Machine learning algorithms often involve complex computations and large datasets. Efficient cache memory management can significantly speed up the training and inference processes, making it easier for researchers to experiment and iterate on models.

Future Trends in Cache Memory

As technology evolves, so too does the architecture and function of cache memory. Some emerging trends include:

1. 3D Cache Architecture

Advancements in manufacturing technologies have enabled the development of 3D cache architectures. These architectures stack multiple cache layers vertically, reducing the distance data must travel and improving access speeds.

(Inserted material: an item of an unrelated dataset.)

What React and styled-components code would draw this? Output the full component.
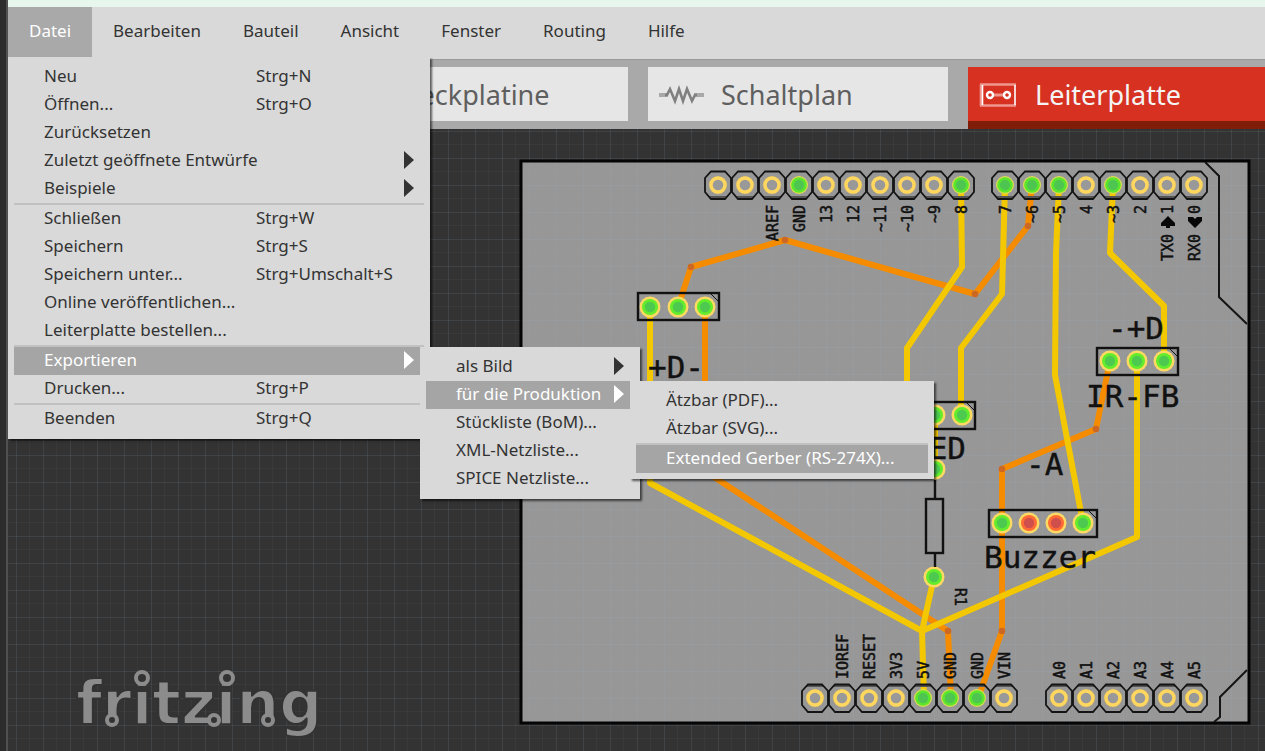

2. Intelligent Cache Management

AI and machine learning techniques are increasingly being applied to cache management. These intelligent systems can predict which data will be accessed next, optimizing cache performance in real-time.

3. Heterogeneous Computing

As systems become more heterogeneous, with multiple types of processing units (CPUs, GPUs, TPUs), cache memory designs will need to adapt to accommodate diverse workloads and improve efficiency across all components.

Conclusion

Cache memory is a crucial component in modern computing, directly influencing processing speed and overall system performance. By utilizing different types of cache — L1, L2, and L3 — computers can significantly reduce latency, improve efficiency, and alleviate bottlenecks associated with slower main memory. As technology continues to evolve, cache memory will play an increasingly vital role in enhancing computational power and responsiveness.